Today's lunchtime reading:
Homemaking for Teen-Agers, book 1 from 1955.
It starts with the child care section, aimed at making you a better big brother or sister (although, let's face it, the book is 99% aimed at girls). It mentions babysitting occasionally. What I find fascinating about it is that the authors have decided to go for the shock method of teaching in the first section about safety for children, by giving semi-lurid accounts of accidents. For example (spoiler-protecting if you're easily squicked by injuries):
The power-driven wringer on an electric washing machine may fascinate the six-year-old girl who loves to wash her dolly's clothes, so one day she attempts to put her washing through the wringer. Her inexperience litte hand is caught and dragged through the wringer up to her shoulder!
[...]
A little boy, playing around the room while his mother ironed on an electric ironer set the roller in motion and let his fingers get caught under the hot presser. Though his mother was not many feet away, his arm was drawn into the ironer to the elbow before she could come to his rescue!
The class project is to search the local paper for accounts of accidents to children, and write it up into a chart that provides name, age, type of accident, date, and whether it was at home, in the street, or in a public place. Every week, there is supposed to be a discussion period about the accidents of the previous week, wherein everyone decides what could have been done to prevent the accident - precautions, supervision and/or training of the child.

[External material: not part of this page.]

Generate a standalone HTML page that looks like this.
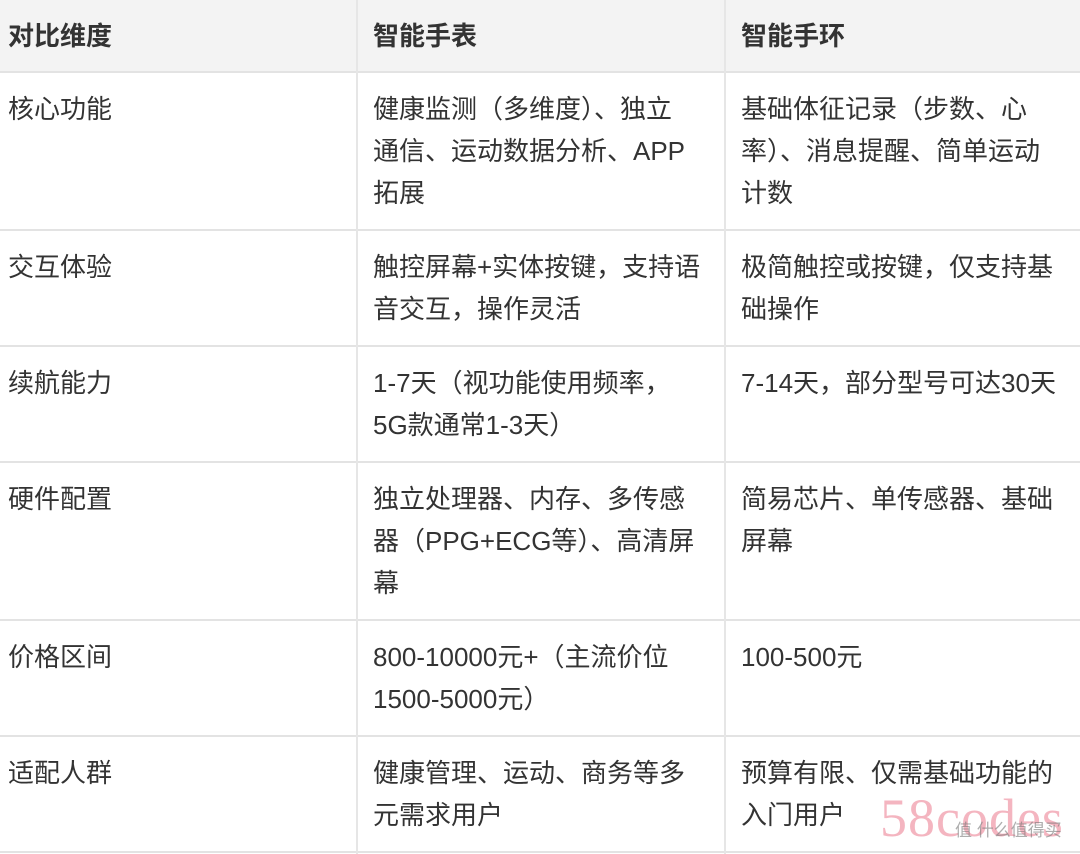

This is also the age of strictly regimented feedings of a baby: 6AM, 10 AM, 2 PM, 6 PM, 10 PM, and 2 AM. God help you if you're off by more than 15 minutes!
Also:
Babies at this age do not need a great variety of playthings, but one noise-maker should be included in every collection. A big wooden spoon or a metal pan cover is very satisfactory for banging on the floor. An aluminum pan on which to do the banging gives great joy to many lively little folk.
I suspect a pair of earplugs for the mother would be quite welcome by this point.
Farther along into the next section of the book, which is about sewing, we come upon another word that has changed its meaning slightly in the past fifty years:
Sleazy materials do not hold up well after laundering and frequently pull out at the seams.
Also:
When you choose a color for an apron, think how it will look with the dress over which you will wear it.
I don't know about
you, but when I wear an apron I don't give a damn if it goes with my clothing or not, because I plan on taking it off before emerging from the house.* If anyone at home objects to my apron clashing with my clothing, they are free to LEAVE THE HOUSE.
* I really ought to get an apron, actually. I'm way too messy when I cook and have ruined more than one shirt with grease spots. The problem is remembering that I have one and remembering to put it on before I start cooking.